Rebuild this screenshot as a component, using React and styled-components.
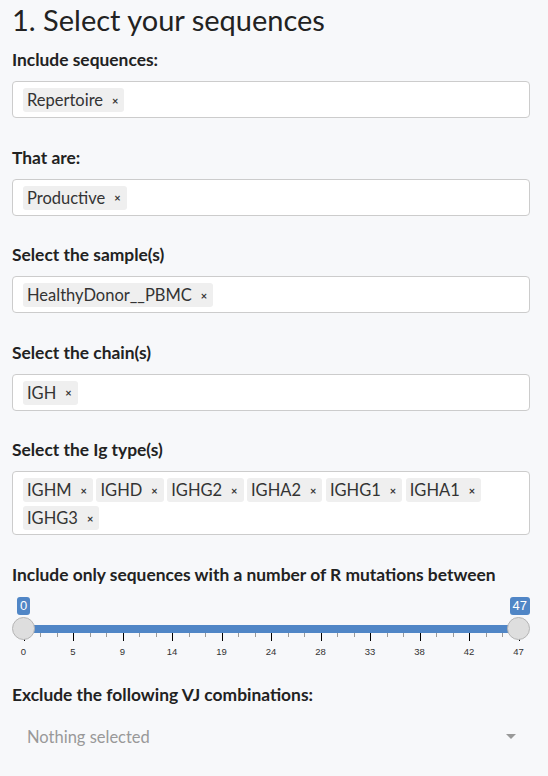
import React from 'react'
import styled, { createGlobalStyle } from 'styled-components'

const GlobalStyle = createGlobalStyle`
  body {
    margin: 0;
    background: #f7f8fa;
    font-family: Lato, "Liberation Sans", sans-serif;
    color: #212529;
  }
`

const fields = [
  { label: 'Include sequences:', tags: ['Repertoire'] },
  { label: 'That are:', tags: ['Productive'] },
  { label: 'Select the sample(s)', tags: ['HealthyDonor__PBMC'] },
  { label: 'Select the chain(s)', tags: ['IGH'] },
  { label: 'Select the Ig type(s)', tags: ['IGHM', 'IGHD', 'IGHG2', 'IGHA2', 'IGHG1', 'IGHA1', 'IGHG3'] },
]

const gridLabels = [0, 5, 9, 14, 19, 24, 28, 33, 38, 42, 47]

function App() {
  return (
    <>
      <GlobalStyle />
      <Page>
        <Title>1. Select your sequences</Title>
        {fields.map(f => (
          <Group key={f.label}>
            <Label>{f.label}</Label>
            <TagBox>
              {f.tags.map(t => (
                <Tag key={t}>
                  {t}
                  <Remove>×</Remove>
                </Tag>
              ))}
            </TagBox>
          </Group>
        ))}
        <Group tight>
          <Label>Include only sequences with a number of R mutations between</Label>
          <Slider>
            <Bubble side="left">0</Bubble>
            <Bubble side="right">47</Bubble>
            <Track />
            <Knob side="left" />
            <Knob side="right" />
            <Grid>
              {gridLabels.map((v, i) => (
                <React.Fragment key={v}>
                  <Tick major style={{ left: `${(i / 10) * 100}%` }} />
                  {i < 10 && <Tick style={{ left: `${((i + 1 / 3) / 10) * 100}%` }} />}
                  {i < 10 && <Tick style={{ left: `${((i + 2 / 3) / 10) * 100}%` }} />}
                  <GridText style={{ left: `${(i / 10) * 100}%` }}>{v}</GridText>
                </React.Fragment>
              ))}
            </Grid>
          </Slider>
        </Group>
        <Group>
          <Label>Exclude the following VJ combinations:</Label>
          <SelectBox>
            <Placeholder>Nothing selected</Placeholder>
            <Caret />
          </SelectBox>
        </Group>
      </Page>
    </>
  )
}

export default App

const Page = styled.div`
  width: 548px;
  height: 776px;
  overflow: hidden;
  box-sizing: border-box;
  padding: 0 18px 0 12px;
`
const Title = styled.h3`
  margin: 0 0 8px 0;
  font-size: 29px;
  font-weight: 400;
  line-height: 40px;
  color: #222;
`
const Group = styled.div`
  margin-bottom: ${p => (p.tight ? '22px' : '27.5px')};
`
const Label = styled.div`
  font-size: 17.4px;
  font-weight: 700;
  line-height: 24px;
  margin-bottom: 9px;
  color: #222;
`
const TagBox = styled.div`
  box-sizing: border-box;
  min-height: 37px;
  background: #fff;
  border: 1px solid #ccc;
  border-radius: 4px;
  padding: 6px 10px 4px 10px;
  display: flex;
  flex-wrap: wrap;
  gap: 4px 3.5px;
`
const Tag = styled.div`
  display: flex;
  align-items: center;
  height: 24px;
  background: #efefef;
  border-radius: 3px;
  padding: 0 6px 0 4px;
  font-size: 16.5px;
  color: #333;
`
const Remove = styled.span`
  margin-left: 9px;
  font-size: 11px;
  font-weight: 700;
  color: #333;
`
const Slider = styled.div`
  position: relative;
  height: 66px;
  margin-top: -1px;
`
const Bubble = styled.div`
  position: absolute;
  top: 2px;
  ${p => (p.side === 'left' ? 'left: 5px;' : 'right: 0px;')}
  background: #5086c6;
  color: #fff;
  font-family: "Liberation Sans", Arial, sans-serif;
  font-size: 13px;
  line-height: 18px;
  padding: 0 3px;
  border-radius: 3px;
`
const Track = styled.div`
  position: absolute;
  top: 30px;
  left: 11px;
  right: 11px;
  height: 8px;
  background: #5086c6;
`
const Knob = styled.div`
  position: absolute;
  top: 22px;
  ${p => (p.side === 'left' ? 'left: 0;' : 'right: 0;')}
  width: 23px;
  height: 23px;
  box-sizing: border-box;
  border-radius: 50%;
  background: #dedede;
  border: 1px solid #b5b5b5;
  z-index: 2;
`
const Grid = styled.div`
  position: absolute;
  top: 38px;
  left: 11.5px;
  right: 11.5px;
  height: 28px;
`
const Tick = styled.div`
  position: absolute;
  top: 0;
  width: 1px;
  height: ${p => (p.major ? '8px' : '4px')};
  background: ${p => (p.major ? '#000' : '#999')};
`
const GridText = styled.div`
  position: absolute;
  top: 13px;
  transform: translateX(-50%);
  font-family: "Liberation Sans", Arial, sans-serif;
  font-size: 9.5px;
  color: #333;
`
const SelectBox = styled.div`
  display: flex;
  align-items: center;
  justify-content: space-between;
  height: 36px;
  padding: 3px 14px 0 15px;
`
const Placeholder = styled.span`
  font-size: 16.5px;
  color: #999;
`
const Caret = styled.span`
  width: 0;
  height: 0;
  border-left: 5px solid transparent;
  border-right: 5px solid transparent;
  border-top: 5px solid #999;
`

===============

WHAT YOU HAVE TO DO
Check each line above for the word "React", and copy the lines where it appears.

RESULT FOR THIS TASK
Rebuild this screenshot as a component, using React and styled-components.
import React from 'react'
                <React.Fragment key={v}>
                </React.Fragment>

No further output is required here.